SAN DIEGO, California – Scientists at Netherlands-based ASML Holding have developed a breakthrough that could dramatically increase semiconductor production, enhancing the power output of specialized chip-manufacturing equipment to potentially produce 50% more processors by 2030.
The Dutch company stands as the sole global manufacturer of extreme ultraviolet lithography (EUV) equipment, essential machinery used by major semiconductor producers including Taiwan Semiconductor Manufacturing Co and Intel to create cutting-edge computer processors.
Michael Purvis, who leads EUV source light technology development at ASML, emphasized the practical nature of their achievement during discussions at the company’s California research center near San Diego.
“It’s not a parlor trick or something like this, where we demonstrate for a very short time that it can work,” Purvis explained.
He continued, “It’s a system that can produce 1,000 watts under all the same requirements that you could see at a customer.”
The strategic importance of EUV equipment has made it a focal point of international technology competition. Both Republican and Democratic administrations have collaborated with Dutch officials to block these machines from reaching China, prompting Beijing to launch its own domestic development program.
Meanwhile, American entrepreneurs are pursuing alternatives, with startups Substrate and xLight raising substantial funding to create U.S.-based competitors to ASML’s technology. The Trump administration has provided government support to xLight’s efforts.
Monday’s technological revelation, disclosed exclusively, represents ASML’s strategy to maintain its competitive advantage by tackling the most technically demanding component of these sophisticated machines.
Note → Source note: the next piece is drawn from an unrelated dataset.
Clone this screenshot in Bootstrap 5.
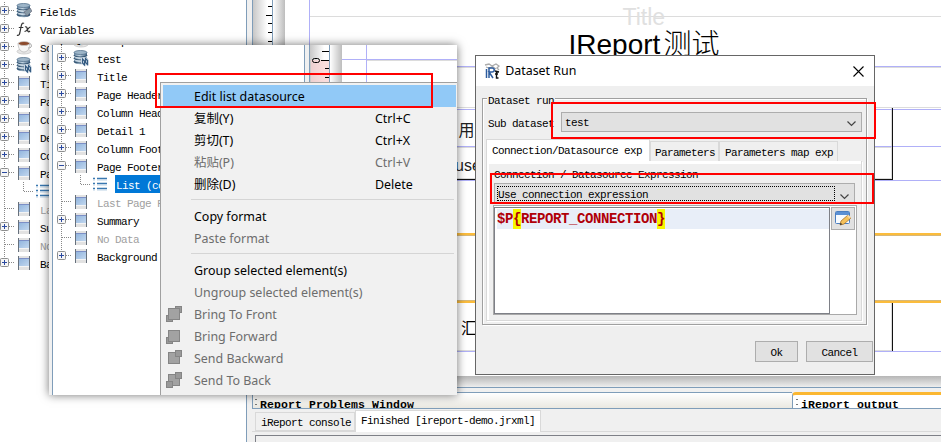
<!DOCTYPE html>
<html lang="en">
<head>
<meta charset="utf-8">
<title>iReport - Dataset Run</title>
<link href="https://cdn.jsdelivr.net/npm/bootstrap@5.3.0/dist/css/bootstrap.min.css" rel="stylesheet">
<style>
:root{--edge:#7f9db9;--face:#f0f0f0}
body{width:941px;height:442px;overflow:hidden;background:#fff;color:#000;font:11px/18px "Liberation Mono","Noto Sans CJK SC",monospace;letter-spacing:-.6px;white-space:nowrap}
svg{display:block;flex:none}
.workspace{width:941px;height:442px}
.tree-pane{width:247px;border-right:1px solid var(--edge);padding-top:2px}
.splitter{width:5px;background:var(--face)}
.tree-row{height:18px;flex:none}
.tree-row .lbl{padding:3px 0 0 0;height:18px;line-height:17px;margin-left:8px}
.tree-row .off{color:#a0a0a0}
.tree-row .sel{background:#0078d7;color:#fff;margin-left:6px;padding-left:1px;flex:1}
.shot{left:49px;top:45px;width:408px;height:350px;background:#fff;box-shadow:0 0 9px rgba(0,0,0,.55)}
.shot-tree{width:251px;padding-left:4px;margin-top:-14px;flex:none}
.shot-edge{width:4px;background:var(--face);border-right:1px solid var(--edge)}
.ctx{left:111px;top:37px;width:297px;height:313px;background:#f1f1f1;border:1px solid #a0a0a0;border-width:1px 0 0 1px;padding:2px 1px 0 2px;font:12.45px/22px "Noto Sans","Noto Sans CJK SC",sans-serif;letter-spacing:0}
.ctx-item{height:22px;padding:2px 0 0 3px}
.ctx-item .ic{width:28px;flex:none}
.ctx-item .ic svg{margin-top:-2px}
.ctx-item .key{width:81px}
.ctx-item.hot{background:#91c9f7}
.ctx-item.off{color:#6d6d6d}
.ctx-sep{height:10px;padding:4px 2px 0 28px}
.ctx-sep div{height:1px;background:#d5d5d5}
.right-side{width:689px}
.design{height:376px}
.under{height:11px;background:linear-gradient(#b6b6b6,#eee)}
.dock{height:55px;border-top:1px solid var(--edge);background:var(--face);padding-top:4px}
.dock-head{height:17px;border-top:1px solid var(--edge);border-bottom:1px solid var(--edge);background:linear-gradient(#fff,#eae8e1);overflow:hidden;font-weight:700;font-size:11.5px;letter-spacing:.1px;line-height:23px;border-left:1px solid var(--edge)}
.dock-a{width:540px;padding-left:7px}
.dock-b{flex:1;background:#fff;border-left:1px solid var(--edge);border-top:3px solid #fbb731;border-radius:4px 0 0 0;padding-left:8px;line-height:19px}
.dock-head span{position:relative}
.dock-head span::before{content:"";position:absolute;left:-5px;top:1px;width:2px;height:6px;border-top:1px solid #777;border-bottom:1px solid #777}
.dock-tabs{height:23px;border-bottom:1px solid #d9d9d9;padding:1px 0 0 3px;align-items:flex-end}
.dock-tab{height:19px;border:1px solid #d9d9d9;padding-left:5px;width:100px;line-height:21px}
.dock-tab.on{height:22px;background:#fff;width:186px;border-bottom:0;margin-bottom:-1px;line-height:21px}
.console{height:7px;margin:3px 0 0 3px;border-top:1px solid #7e8087;border-left:1px solid #7e8087}
.dlg{left:475px;top:55px;width:400px;height:320px;border:1px solid #666;background:#efefef}
.dlg-title{height:30px;background:#fff;padding:0 10px 0 8px;font:12.4px/30px "Noto Sans",sans-serif;letter-spacing:0}
.group{margin:12px 7px 0 6px;height:227px;border:1px solid #a0a0a0;box-shadow:1px 1px #fff,inset 1px 1px #fff;padding:0 4px}
.legend{height:13px;margin:-7px 0 0;font-size:11px;align-self:flex-start;width:auto;float:none}
.legend span{background:#efefef;display:block;height:14px;line-height:18px;padding:0 1px}
.combo{height:20px;background:#e1e1e1;border:1px solid #adadad;padding:0 5px 0 3px;line-height:21px}
.combo span{padding-top:2px}
.combo-a{width:301px}
.row-a{height:20px;margin-top:7px;padding-left:1px;line-height:24px}
.tabs{height:22px;margin:7px 0 0 -1px;align-items:flex-end}
.tab{height:20px;border:1px solid #d9d9d9;border-bottom:0;padding-left:4px;line-height:23px;width:69px}
.tab.on{height:23px;width:164px;padding-left:5px;background:#fff;margin-bottom:-1px}
.tab.map{width:119px;padding-left:5px}
.pane{height:160px;margin-left:-1px;border:1px solid #d9d9d9;border-top:0;background:#efefef;box-shadow:inset 0 3px #fff,inset 2px 0 #fff,1px 1px #fff;padding:3px 6px 0;width:376px}
.combo-b{margin:0 0 0 1px;width:361px;height:21px;padding:2px 5px 0 2px}
.focus{border:1px dotted #000;width:338px;height:15px;line-height:17px}
.cap{height:19px;line-height:22px;padding-left:1px}
.edit-wrap{margin-top:1px;height:110px;width:364px;border:1px solid #a9a9a9;background:#fff;padding:1px 1px 1px 0}
.editor{width:337px;height:107px;border:1px solid #7e8087;background:#fff;padding:1px 0 0 2px}
.code{height:20px;background:#e8eef8;color:#b00008;font-weight:700;font-size:14px;letter-spacing:-.4px;line-height:20px}
.code i{font-style:normal;background:#f7f700;display:inline-block;height:20px}
.pen{width:24px;height:23px;border:1px solid #adadad;background:#e1e1e1;margin-left:1px}
.actions{padding:16px 1px 0 0;gap:8px}
.plain{background:#e1e1e1;border:1px solid #adadad;height:21px;width:43px;text-align:center;line-height:22px}
.plain.wide{width:67px}
.hl{border:2px solid #f00;pointer-events:none}
.hl-1{left:155px;top:73px;width:278px;height:35px}
.hl-2{left:551px;top:102px;width:325px;height:37px}
.hl-3{left:490px;top:173px;width:384px;height:31px}
</style>
<script src="https://cdn.jsdelivr.net/npm/bootstrap@5.3.0/dist/js/bootstrap.bundle.min.js"></script>
</head>
<body>
<svg width="0" height="0" class="position-absolute"><defs>
<linearGradient id="gb" x1="0" y1="0" x2="1" y2="1"><stop offset="0" stop-color="#8fb3dc"/><stop offset="1" stop-color="#c4d9f0"/></linearGradient>
<linearGradient id="gd"><stop offset="0" stop-color="#5f7f9c"/><stop offset=".4" stop-color="#c3d5e3"/><stop offset="1" stop-color="#3e5f7f"/></linearGradient>
<linearGradient id="gr"><stop offset="0" stop-color="#c8c8c8"/><stop offset=".75" stop-color="#fff"/></linearGradient>
<linearGradient id="gs"><stop offset="0" stop-color="#fff"/><stop offset="1" stop-color="#bdbdbd"/></linearGradient>
<symbol id="page" viewBox="0 0 16 18"><path fill="#e2e2e2" d="M3 2h11v14H3z"/><path fill="url(#gb)" d="M3 4h11v8H3z"/><path fill="#7c8fc6" d="M3 4h11v1H3z"/><path stroke="#66707c" d="M2.500 2v14M13.500 2v14"/><path fill="#f4f4f4" d="M3 12h10v1H3z"/></symbol>
<symbol id="db" viewBox="0 0 16 18"><path fill="url(#gd)" d="M1 3v10c0 3 13 3 13 0V3z"/><ellipse cx="7.500" cy="3.500" rx="6.500" ry="2" fill="#9db5c8" stroke="#58758f" stroke-width=".8"/><path d="M1 6c0 2.600 13 2.600 13 0M1 9c0 2.600 13 2.600 13 0M1 12c0 2.600 13 2.600 13 0" fill="none" stroke="#365672" stroke-width="1.100"/><path d="M1 7c0 2.600 13 2.600 13 0M1 10c0 2.600 13 2.600 13 0" fill="none" stroke="#eef4f8" stroke-width=".7"/></symbol>
<symbol id="fields" viewBox="0 0 16 18"><use href="#db"/><path d="M8 10l6-4 2 3-5 5z" fill="#8799a6" stroke="#667" stroke-width=".6"/></symbol>
<symbol id="data" viewBox="0 0 16 18"><use href="#db"/><path d="M8 9l5-1 3 3v5l-5 1-3-3z" fill="#d9e4ed"/><path d="M9.500 10v4l2 2v-4zM12.500 9.500v4l2 2v-4z" fill="none" stroke="#345b82" stroke-width="1.200"/></symbol>
<symbol id="cup" viewBox="0 0 16 18"><ellipse cx="8" cy="13.500" rx="7" ry="2.500" fill="#e6e6e6" stroke="#bbb" stroke-width=".6"/><path d="M2 5c0 12 12 12 12 0z" fill="#f6f6f6" stroke="#aaa" stroke-width=".6"/><path d="M13 6c4-1 3 5-1 4" fill="none" stroke="#aaa"/><ellipse cx="8" cy="5.500" rx="5.500" ry="2" fill="#8c4a2c" stroke="#ccc" stroke-width=".7"/></symbol>
<symbol id="fx" viewBox="0 0 16 18"><path d="M8 3.500C6.500 2 5.500 4 5 7l-1.200 6c-.5 2-1.500 3-2.800 2M2.800 7.500h4.500M9 7c2-1 2 1 2.500 3s1 2.500 2.500 1M14.500 7c-2 0-3.500 4.500-6 4.500" fill="none" stroke="#333" stroke-width="1.200"/></symbol>
<symbol id="list" viewBox="0 0 16 18"><path stroke="#3a78b0" stroke-width="1.600" d="M0 3.500h2M4 3.500h10M0 8.500h2M4 8.500h10M0 13.500h2M4 13.500h10"/><path stroke="#bdd3e6" d="M0 5h2M4 5h10M0 10h2M4 10h10M0 15h2M4 15h10"/></symbol>
</defs></svg>

<div class="workspace d-flex position-relative overflow-hidden">
  <div class="tree-pane flex-shrink-0" id="mainTree"></div>
  <div class="splitter"></div>
  <div class="right-side d-flex flex-column">
    <svg class="design" width="689" height="376" viewBox="252 0 689 376">
      <path fill="url(#gr)" d="M253 0h19v376h-19z"/><path fill="url(#gs)" d="M273 0h12v376h-12z"/>
      <path stroke="#7f9db9" d="M252.500 0v376M272.500 0v376"/>
      <path stroke="#000" d="M268 6.500h4M266 15.500h6M268 23.500h4M268 32.500h4M268 41.500h4"/>
      <path stroke="#dcdcdc" d="M310 16.500h631M310 67.500h631M310 107.500h631M310 147.500h583M310 350.500h583M891.500 108v71M891.500 302v49M310 178.500h581"/>
      <path stroke="#b0b0f8" d="M309.500 0v376M310 66.500h631M310 109.500h631M310 146.500h631M310 180.500h631M310 351.500h631"/>
      <path stroke="#111" d="M310 179.500h583M892.500 108v72M892.500 302v49"/>
      <path fill="#fbbc3c" d="M310 233h631v2H310zM310 301h631v2H310z"/><path fill="#d7b878" d="M310 235h631v1H310zM310 300h631v1H310z"/>
      <g font-family="'Liberation Sans','Noto Sans CJK SC',sans-serif" letter-spacing="0">
      <text x="622.500" y="25" font-size="23" fill="#e0e0e0">Title</text>
      <text x="568.500" y="54" font-size="28">IReport<tspan x="663.500" font-weight="300">测试</tspan></text>
      <text x="458.500" y="136" font-size="16" fill="#222">用户</text>
      <text x="455" y="171" font-size="16" fill="#222">username</text>
      <text x="461" y="334" font-size="16" fill="#000">汇总</text></g>
    </svg>
    <div class="under"></div>
    <div class="dock">
      <div class="d-flex">
        <div class="dock-head dock-a"><span>Report Problems Window</span></div>
        <div class="dock-head dock-b"><span>iReport output</span></div>
      </div>
      <div class="dock-tabs d-flex"><div class="dock-tab">iReport console</div><div class="dock-tab on">Finished [ireport-demo.jrxml]</div></div>
      <div class="console"></div>
    </div>
  </div>

  <div class="shot position-absolute">
    <div class="w-100 h-100 d-flex overflow-hidden">
      <div class="shot-edge flex-shrink-0"></div>
      <div class="shot-tree" id="shotTree"></div>
      <svg width="153" height="37" viewBox="304 45 153 37">
        <path fill="#f0f0f0" d="M304 45h5v37h-5z"/><path fill="url(#gr)" d="M310 45h19v37h-19z"/><path fill="#f7d0d0" opacity=".75" d="M311 60h18v22h-18z"/><path fill="url(#gs)" d="M330 45h12v37h-12z"/>
        <path stroke="#7f9db9" d="M304.500 45v37M309.500 45v37M329.500 45v37"/>
        <path stroke="#000" d="M322 51.500h7M321 60.500h8M325 68.500h4M325 77.500h4"/><rect x="312.500" y="58.500" width="7" height="4" rx="2" fill="none" stroke="#000"/>
        <path stroke="#dcdcdc" d="M367 60.500h90"/><path stroke="#b0b0f8" d="M342 59.500h115M366.500 45v37"/>
      </svg>
    </div>
    <div class="ctx position-absolute" id="ctx"></div>
  </div>

  <div class="dlg position-absolute">
    <div class="dlg-title d-flex align-items-center">
      <svg width="16" height="16" viewBox="0 0 16 16"><path d="M1 2l4-1 3 2 4-2 3 2-2 2 2 2M2 4l3 1 4-1 3 2" fill="none" stroke="#aaa" stroke-width="1.300"/><path d="M2.500 15V6M5 15V5h3c3 0 3 4 0 4H5l4 6" fill="none" stroke="#2d5c9f" stroke-width="1.500"/><path d="M11 8l4 1M12.500 8v7h2M11 11h3" fill="none" stroke="#111" stroke-width="1.400"/></svg>
      <span class="ms-1 ps-0 flex-grow-1">&hairsp;Dataset Run</span>
      <svg width="11" height="11"><path d="M.5.500l10 10M10.500.500l-10 10" stroke="#000" stroke-width="1.100"/></svg>
    </div>
    <div class="group d-flex flex-column">
      <div class="legend"><span>Dataset run</span></div>
      <div class="row-a d-flex justify-content-between"><span>Sub dataset</span>
        <div class="combo combo-a d-flex justify-content-between align-items-center"><span>test</span><svg width="9" height="6" class="mt-1"><path d="M.5.500l4 4 4-4" fill="none" stroke="#444" stroke-width="1.200"/></svg></div></div>
      <div class="tabs d-flex"><div class="tab on">Connection/Datasource exp</div><div class="tab">Parameters</div><div class="tab map">Parameters map exp</div></div>
      <div class="pane">
        <div class="cap">Connection / Datasource Expression</div>
        <div class="combo combo-b d-flex justify-content-between"><div class="focus">Use connection expression</div><svg width="9" height="6" class="mt-2"><path d="M.5.500l4 4 4-4" fill="none" stroke="#444" stroke-width="1.200"/></svg></div>
        <div class="edit-wrap d-flex">
          <div class="editor"><div class="code">$P<i>{</i>REPORT_CONNECTION<i>}</i></div></div>
          <div class="pen d-flex align-items-center justify-content-center"><svg width="17" height="17" viewBox="0 0 17 17"><rect x=".5" y="1.500" width="14" height="12" rx="1" fill="#f7fbff" stroke="#4a7ec0"/><path fill="#5b90d4" d="M1 2h13v3H1z"/><path d="M5 15l1-4 7-6 3 3-7 6z" fill="#f6c25b" stroke="#a8742a" stroke-width=".8"/><path d="M5 15l.6-2.300 1.800 1.600z" fill="#333"/><path d="M12 6l1.500-1.200 2.500 2.700-1.200 1.200z" fill="#f2d9b0"/></svg></div>
        </div>
      </div>
    </div>
    <div class="actions d-flex justify-content-end"><div class="plain">Ok</div><div class="plain wide">Cancel</div></div>
  </div>

  <div class="hl hl-1 position-absolute"></div>
  <div class="hl hl-2 position-absolute"></div>
  <div class="hl hl-3 position-absolute"></div>
</div>
<script>
// rows: [expander, icon, label, state]
const rows = [
 ['+','fields','Fields'],['+','fx','Variables'],['+','cup','Scriptlets'],['+','data','test'],['+','page','Title'],
 ['+','page','Page Header'],['+','page','Column Header'],['+','page','Detail 1'],['+','page','Column Footer'],
 ['-','page','Page Footer'],['child','list','List (column)','sel'],['','page','Last Page Footer','off'],
 ['+','page','Summary'],['','page','No Data','off'],['+','page','Background']];
function expander(kind, last){
  const dash = 'stroke="#888" stroke-dasharray="1 1" fill="none"';
  if (kind === 'child') return `<svg width="36" height="18"><path ${dash} d="M4.500 0v18M23.500 0v9.500M24 9.500h10"/></svg>`;
  let s = `<svg width="16" height="18"><path ${dash} d="M4.500 0v${last?9:18}M5 8.500h10"/>`;
  if (kind) s += `<rect x=".5" y="4.500" width="8" height="8" rx="1" fill="#f6f6f6" stroke="#8e8f8f"/><path stroke="#2b4aa0" d="M2 8.500h5${kind==='+'?'M4.500 6v5':''}"/>`;
  return s + '</svg>';
}
function build(id, list){
  document.getElementById(id).innerHTML = list.map((r,i)=>`<div class="tree-row d-flex">${expander(r[0], i===list.length-1)}<svg width="16" height="18"><use href="#${r[1]}"/></svg><span class="lbl ${r[3]||''}">${r[2]}</span></div>`).join('');
}
build('mainTree', rows);
build('shotTree', rows.slice(2));
const sq = (x,y,s,c)=>`<rect x="${x+.5}" y="${y+.5}" width="${s}" height="${s}" fill="${c}" stroke="#858585"/>`;
const big = sq(2,2,11,'#a2a2a2');
const icons = {
 front: sq(9,0,6,'#999')+sq(0,9,6,'#999')+big, fwd: sq(0,9,6,'#999')+big,
 back: big+sq(9,0,6,'#999'), toback: big+sq(9,0,6,'#999')+sq(0,9,6,'#999')};
const menu = [['Edit list datasource','','hot'],['复制(Y)','Ctrl+C'],['剪切(T)','Ctrl+X'],['粘贴(P)','Ctrl+V','off'],['删除(D)','Delete'],0,
 ['Copy format',''],['Paste format','','off'],0,['Group selected element(s)',''],['Ungroup selected element(s)','','off'],
 ['Bring To Front','','off','front'],['Bring Forward','','off','fwd'],['Send Backward','','off','back'],['Send To Back','','off','toback']];
document.getElementById('ctx').innerHTML = menu.map(m=>m?`<div class="ctx-item d-flex align-items-center ${m[2]||''}"><span class="ic">${m[3]?`<svg width="16" height="16">${icons[m[3]]}</svg>`:''}</span><span class="flex-grow-1">${m[0]}</span><span class="key">${m[1]}</span></div>`:'<div class="ctx-sep"><div></div></div>').join('');
</script>
</body>
</html>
The core challenge involves creating EUV illumination with sufficient intensity and precise characteristics for high-volume chip manufacturing. ASML’s research team has successfully increased the EUV light source output from its current 600 watts to 1,000 watts.
This enhanced power directly translates to faster chip production rates, which helps reduce manufacturing costs per processor.
The chip creation process resembles photographic printing, where EUV illumination exposes silicon wafers treated with specialized chemical compounds called photoresist. Stronger EUV sources require less exposure time for each chip.
Teun van Gogh, who oversees ASML’s NXE EUV machine division as executive vice president, told reporters about their customer-focused goals.
“We’d like to make sure that our customers can keep on using EUV at a much lower cost,” van Gogh stated.
Van Gogh projected that by decade’s end, customers should achieve processing speeds of approximately 330 silicon wafers hourly per machine, compared to today’s 220 wafers. Individual wafers can contain dozens to thousands of chips, depending on processor dimensions.
ASML achieved this power increase by refining an approach that already makes their equipment among humanity’s most intricate technological creations.
To generate light at 13.5 nanometer wavelengths, ASML’s systems propel streams of liquefied tin droplets through specialized chambers, where powerful carbon dioxide lasers transform them into plasma.
This superheated matter state causes tin droplets to reach temperatures exceeding the sun’s surface, producing EUV illumination that precision optical components from Germany’s Carl Zeiss AG capture and direct into chip-printing systems.
Monday’s breakthrough involved increasing tin droplet frequency to roughly 100,000 per second – double the previous rate – while using two smaller laser pulses for plasma formation instead of current single-pulse methods.
Jorge J. Rocca, a Colorado State University professor specializing in laser technologies who has mentored several ASML researchers, praised the accomplishment’s difficulty.
“It’s very challenging, because you need to master many things, many technologies,” Rocca observed.
“What was achieved – one kilowatt – is pretty amazing,” he added.
ASML believes their methods for reaching 1,000 watts will enable future improvements, according to Purvis, who noted, “We see a reasonably clear path toward 1,500 watts, and no fundamental reason why we couldn’t get to 2,000 watts.”